= Data lines =

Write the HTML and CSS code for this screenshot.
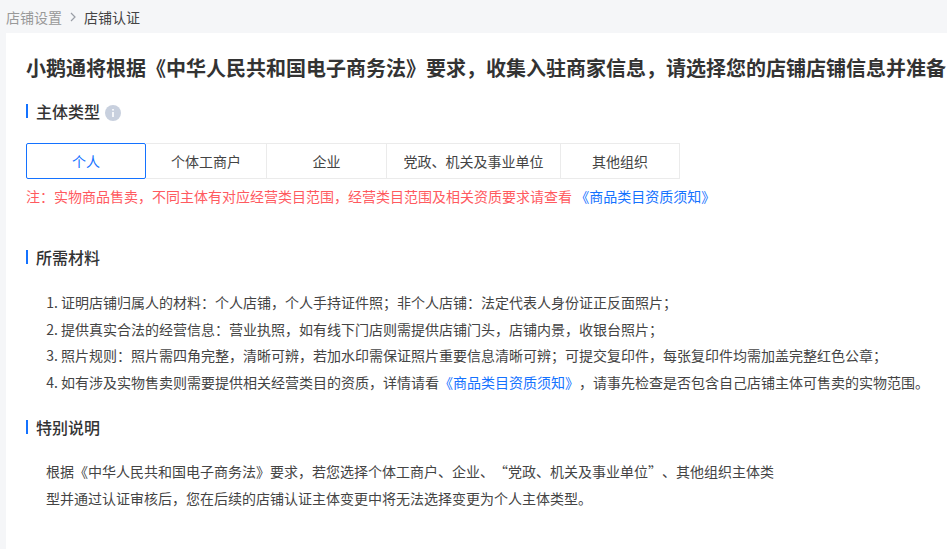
FILE: index.html
```html
<!DOCTYPE html>
<html lang="zh-CN">
<head>
    <meta charset="UTF-8">
    <title>店铺认证</title>
    <link rel="stylesheet" href="styles.css">
</head>
<body>
    <div class="breadcrumb">
        <span class="crumb-parent">店铺设置</span>
        <svg class="crumb-sep" width="6" height="10" viewBox="0 0 6 10"><path d="M1 1l4 4-4 4" fill="none" stroke="#9a9ea6" stroke-width="1.2"/></svg>
        <span class="crumb-current">店铺认证</span>
    </div>
    <div class="card">
        <h1 class="page-title">小鹅通将根据《中华人民共和国电子商务法》要求，收集入驻商家信息，请选择您的店铺店铺信息并准备</h1>

        <div class="section-title first">
            <span>主体类型</span>
            <svg class="info-icon" width="16" height="16" viewBox="0 0 16 16"><circle cx="8" cy="8" r="8" fill="#c8d0de"/><rect x="7.2" y="7" width="1.6" height="5" fill="#fff"/><rect x="7.2" y="4" width="1.6" height="1.6" fill="#fff"/></svg>
        </div>
        <div class="tabs">
            <div class="tab active">个人</div>
            <div class="tab">个体工商户</div>
            <div class="tab">企业</div>
            <div class="tab wide">党政、机关及事业单位</div>
            <div class="tab">其他组织</div>
        </div>
        <p class="note">注：实物商品售卖，不同主体有对应经营类目范围，经营类目范围及相关资质要求请查看 <a class="link">《商品类目资质须知》</a></p>

        <div class="section-title materials">
            <span>所需材料</span>
        </div>
        <ol class="materials-list">
            <li>证明店铺归属人的材料：个人店铺，个人手持证件照；非个人店铺：法定代表人身份证正反面照片；</li>
            <li>提供真实合法的经营信息：营业执照，如有线下门店则需提供店铺门头，店铺内景，收银台照片；</li>
            <li>照片规则：照片需四角完整，清晰可辨，若加水印需保证照片重要信息清晰可辨；可提交复印件，每张复印件均需加盖完整红色公章；</li>
            <li>如有涉及实物售卖则需要提供相关经营类目的资质，详情请看<a class="link">《商品类目资质须知》</a>，请事先检查是否包含自己店铺主体可售卖的实物范围。</li>
        </ol>

        <div class="section-title">
            <span>特别说明</span>
        </div>
        <p class="special">根据《中华人民共和国电子商务法》要求，若您选择个体工商户、企业、“党政、机关及事业单位”、其他组织主体类型并通过认证审核后，您在后续的店铺认证主体变更中将无法选择变更为个人主体类型。</p>
    </div>
</body>
</html>
```

FILE: styles.css
```css
html, body {
    height: 100%;
}
body {
    margin: 0;
    background-color: #f5f6f8;
    font-family: "Noto Sans CJK SC", "Liberation Sans", sans-serif;
    font-size: 14px;
    color: #333;
    text-spacing-trim: space-all;
    overflow: hidden;
    display: flex;
    flex-direction: column;
}
.breadcrumb {
    height: 33px;
    flex-shrink: 0;
    display: flex;
    align-items: center;
    padding-left: 6px;
    font-size: 14px;
}
.crumb-parent {
    color: #999;
}
.crumb-sep {
    margin: 0 8px 0 8px;
}
.crumb-current {
    color: #444;
}
.card {
    flex: 1;
    min-width: 0;
    margin-left: 6px;
    padding: 0 0 0 20px;
    background-color: white;
}
.page-title {
    margin: 0;
    padding-top: 21px;
    font-size: 20px;
    line-height: 28px;
    font-weight: 700;
    color: #333;
    white-space: nowrap;
}
.section-title {
    display: flex;
    align-items: center;
    padding-left: 8px;
    border-left: 2px solid #1472ff;
    height: 14px;
    font-size: 16px;
    font-weight: 500;
    color: #333;
}
.section-title.first {
    margin-top: 22px;
}
.section-title.materials {
    margin-top: 44px;
}
.info-icon {
    margin: 3px 0 0 5px;
}
.tabs {
    display: flex;
    margin-top: 25px;
    width: 654px;
}
.tab {
    width: 120px;
    height: 36px;
    box-sizing: border-box;
    display: flex;
    align-items: center;
    justify-content: center;
    border: 1px solid #ebebeb;
    border-right: none;
    color: #444;
}
.tab:last-child {
    border-right: 1px solid #ebebeb;
}
.tab.wide {
    width: 174px;
}
.tab.active {
    border: 1px solid #1472ff;
    border-radius: 2px;
    color: #1472ff;
}
.tab.active + .tab {
    border-left: none;
}
.note {
    margin: 7px 0 0;
    line-height: 20px;
    color: #ff5a5f;
    white-space: nowrap;
}
.link {
    color: #1472ff;
}
.materials-list {
    margin: 25px 0 24px;
    padding: 0 0 0 35px;
    line-height: 26.7px;
    color: #444;
    white-space: nowrap;
}
.special {
    margin: 24px 0 0 20px;
    width: 735px;
    line-height: 27px;
    color: #444;
}
```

= Exercise requirements =
Reproduce the data word for word, excluding its pictures.

= In response =
Write the HTML and CSS code for this screenshot.
FILE: index.html
```html
<!DOCTYPE html>
<html lang="zh-CN">
<head>
    <meta charset="UTF-8">
    <title>店铺认证</title>
    <link rel="stylesheet" href="styles.css">
</head>
<body>
    <div class="breadcrumb">
        <span class="crumb-parent">店铺设置</span>
        <svg class="crumb-sep" width="6" height="10" viewBox="0 0 6 10"><path d="M1 1l4 4-4 4" fill="none" stroke="#9a9ea6" stroke-width="1.2"/></svg>
        <span class="crumb-current">店铺认证</span>
    </div>
    <div class="card">
        <h1 class="page-title">小鹅通将根据《中华人民共和国电子商务法》要求，收集入驻商家信息，请选择您的店铺店铺信息并准备</h1>

        <div class="section-title first">
            <span>主体类型</span>
            <svg class="info-icon" width="16" height="16" viewBox="0 0 16 16"><circle cx="8" cy="8" r="8" fill="#c8d0de"/><rect x="7.2" y="7" width="1.6" height="5" fill="#fff"/><rect x="7.2" y="4" width="1.6" height="1.6" fill="#fff"/></svg>
        </div>
        <div class="tabs">
            <div class="tab active">个人</div>
            <div class="tab">个体工商户</div>
            <div class="tab">企业</div>
            <div class="tab wide">党政、机关及事业单位</div>
            <div class="tab">其他组织</div>
        </div>
        <p class="note">注：实物商品售卖，不同主体有对应经营类目范围，经营类目范围及相关资质要求请查看 <a class="link">《商品类目资质须知》</a></p>

        <div class="section-title materials">
            <span>所需材料</span>
        </div>
        <ol class="materials-list">
            <li>证明店铺归属人的材料：个人店铺，个人手持证件照；非个人店铺：法定代表人身份证正反面照片；</li>
            <li>提供真实合法的经营信息：营业执照，如有线下门店则需提供店铺门头，店铺内景，收银台照片；</li>
            <li>照片规则：照片需四角完整，清晰可辨，若加水印需保证照片重要信息清晰可辨；可提交复印件，每张复印件均需加盖完整红色公章；</li>
            <li>如有涉及实物售卖则需要提供相关经营类目的资质，详情请看<a class="link">《商品类目资质须知》</a>，请事先检查是否包含自己店铺主体可售卖的实物范围。</li>
        </ol>

        <div class="section-title">
            <span>特别说明</span>
        </div>
        <p class="special">根据《中华人民共和国电子商务法》要求，若您选择个体工商户、企业、“党政、机关及事业单位”、其他组织主体类型并通过认证审核后，您在后续的店铺认证主体变更中将无法选择变更为个人主体类型。</p>
    </div>
</body>
</html>
```

FILE: styles.css
```css
html, body {
    height: 100%;
}
body {
    margin: 0;
    background-color: #f5f6f8;
    font-family: "Noto Sans CJK SC", "Liberation Sans", sans-serif;
    font-size: 14px;
    color: #333;
    text-spacing-trim: space-all;
    overflow: hidden;
    display: flex;
    flex-direction: column;
}
.breadcrumb {
    height: 33px;
    flex-shrink: 0;
    display: flex;
    align-items: center;
    padding-left: 6px;
    font-size: 14px;
}
.crumb-parent {
    color: #999;
}
.crumb-sep {
    margin: 0 8px 0 8px;
}
.crumb-current {
    color: #444;
}
.card {
    flex: 1;
    min-width: 0;
    margin-left: 6px;
    padding: 0 0 0 20px;
    background-color: white;
}
.page-title {
    margin: 0;
    padding-top: 21px;
    font-size: 20px;
    line-height: 28px;
    font-weight: 700;
    color: #333;
    white-space: nowrap;
}
.section-title {
    display: flex;
    align-items: center;
    padding-left: 8px;
    border-left: 2px solid #1472ff;
    height: 14px;
    font-size: 16px;
    font-weight: 500;
    color: #333;
}
.section-title.first {
    margin-top: 22px;
}
.section-title.materials {
    margin-top: 44px;
}
.info-icon {
    margin: 3px 0 0 5px;
}
.tabs {
    display: flex;
    margin-top: 25px;
    width: 654px;
}
.tab {
    width: 120px;
    height: 36px;
    box-sizing: border-box;
    display: flex;
    align-items: center;
    justify-content: center;
    border: 1px solid #ebebeb;
    border-right: none;
    color: #444;
}
.tab:last-child {
    border-right: 1px solid #ebebeb;
}
.tab.wide {
    width: 174px;
}
.tab.active {
    border: 1px solid #1472ff;
    border-radius: 2px;
    color: #1472ff;
}
.tab.active + .tab {
    border-left: none;
}
.note {
    margin: 7px 0 0;
    line-height: 20px;
    color: #ff5a5f;
    white-space: nowrap;
}
.link {
    color: #1472ff;
}
.materials-list {
    margin: 25px 0 24px;
    padding: 0 0 0 35px;
    line-height: 26.7px;
    color: #444;
    white-space: nowrap;
}
.special {
    margin: 24px 0 0 20px;
    width: 735px;
    line-height: 27px;
    color: #444;
}
```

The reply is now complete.